CANBERRA OBSERVED: by national correspondentNews Weekly
What Australia can learn from China's behaviour
, July 25, 2009
When Chinalco was rebuffed in its aggressive attempt to take a dominant share in Australia's second most important mining company, Rio Tinto, there were always going to be repercussions.
Only now is the Rudd Government seeing just how big the stakes were for Australia over the failed Rio deal.
Chinalco - or the Aluminium Corporation of China - was offering US$20 billion for an enlarged stake in Rio Tinto - an Australian-Anglo listed iron ore giant.
The offer had posed a massive headache for the Rudd Government, which was torn between offending a trading partner behemoth which was now underpinning the Australian economy, and offending Australian voters who were overwhelmingly opposed to selling off a gigantic portion of the family farm to communist China.
The offer was never a straight commercial transaction and involved much deeper economic, strategic and national issues for both countries.
In the end, the Australian Government was relieved of its agonising decision to choose between the two, because Rio itself walked away from the offer.
But this did not lessen the annoyance expressed by China which has been using its vast reserves and the window of opportunity of the global economic crisis to buy up foreign resources and other assets.
The fact remains that the secretive and totalitarian Chinese one-party state maintains a pervasive role in running its national economy, and that companies like Chinalco and the Chinese Government are deeply intertwined.
Chinalco executives report directly to the Chinese Government central committee, and it now seems the company had access to Chinese Government security and espionage agencies to spy on foreign competitors.
On July 5, Stern Hu, a Chinese-born Australian citizen and executive of Rio, was detained in Shanghai on suspicion of stealing state secrets, bribery and undermining China's economic security.
At the time of writing, Hu had not been charged with anything and has not yet been given access to lawyers.

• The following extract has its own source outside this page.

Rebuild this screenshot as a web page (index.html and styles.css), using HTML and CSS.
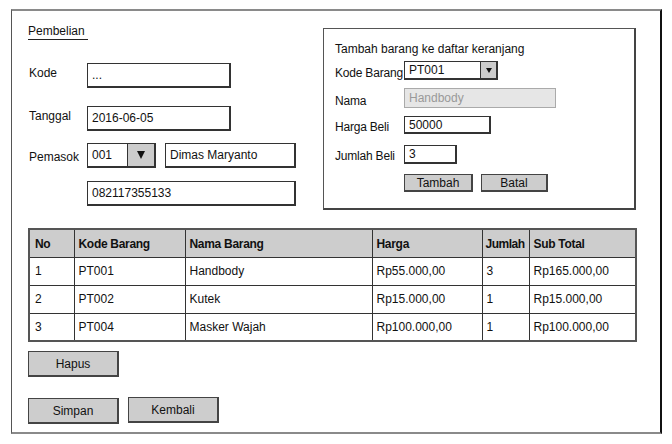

Potentially, under Chinese law, Mr Hu could be held for up to 10 months without charge. The iron ore executive is permitted only one visit a month from Australian consular officials.
The Opposition has criticised Prime Minister Kevin Rudd, who boasts a special relationship with China, for taking leave in the middle of the incident, and refusing to involve himself at a one-on-one level with Chinese President Hu Jintao.
Foreign Minister Stephen Smith has also been criticised for taking a trip to Cairo during Mr Hu's incarceration, but Trade Minister Simon Crean has been in China making overtures for meeting with Chinese officials over the matter.
Fairfax newspaper reports, from its Beijing correspondent John Garnaut, the son of former ambassador Professor Ross Garnaut, have alleged that President Hu Jintao had personally endorsed the Ministry of State Security investigation into Rio Tinto which led to the detention of Mr Hu.
According to Mr Garnaut, the investigation into Rio was part of a major step-up of spy and security organisations into China's commercial interests, although many China observers say these activities have been going on for as long as anyone can remember.
The Rudd Government's line is that it is (at least initially) intending to deal with the issue via a "step by step, methodical approach".
In other words, it is leaving it to diplomats in the Department of Foreign Affairs and Trade to do the heavy lifting, including meeting with China's acting ambassador in Canberra.
In fact, Mr Rudd would have been quite unwise to become involved in the matter too precipitately and it would have been potentially counter-productive. This is particularly the case if, as it appears to be, China's motives for the arrest were partly symbolic.
ANU academic Clive Williams says the arrest is in fact China sending a signal to Chinese-born foreign residents working in China.
"Basically, I think what they (the Chinese Government) want to do is to send a message to other Chinese employees of foreign companies in China that their first loyalty is to China and not to the company that employs them," Professor Williams told ABC radio.
The second underlying message from China to foreign companies, including those from Australia working in China, is that they should be very careful about how they go about doing business there.
Already, China was letting it be known that the reason for the Hu arrest was the result of "internal tensions" between the Government's security forces and economic liberalisers.
Put simply, the Chinese Government will portray the Hu arrest as the result of over-zealous security officials who will be assigned the blame after he is eventually released.
For the Rudd Government the episode should be a reality check on its unbridled enthusiasm for pursuing the myth of a "free trade" agenda with China.
It is also a reminder, if any was ever needed, that the ambitions of China's commercial enterprises and its one-party state and its associated mercantilist policies are one and the same thing.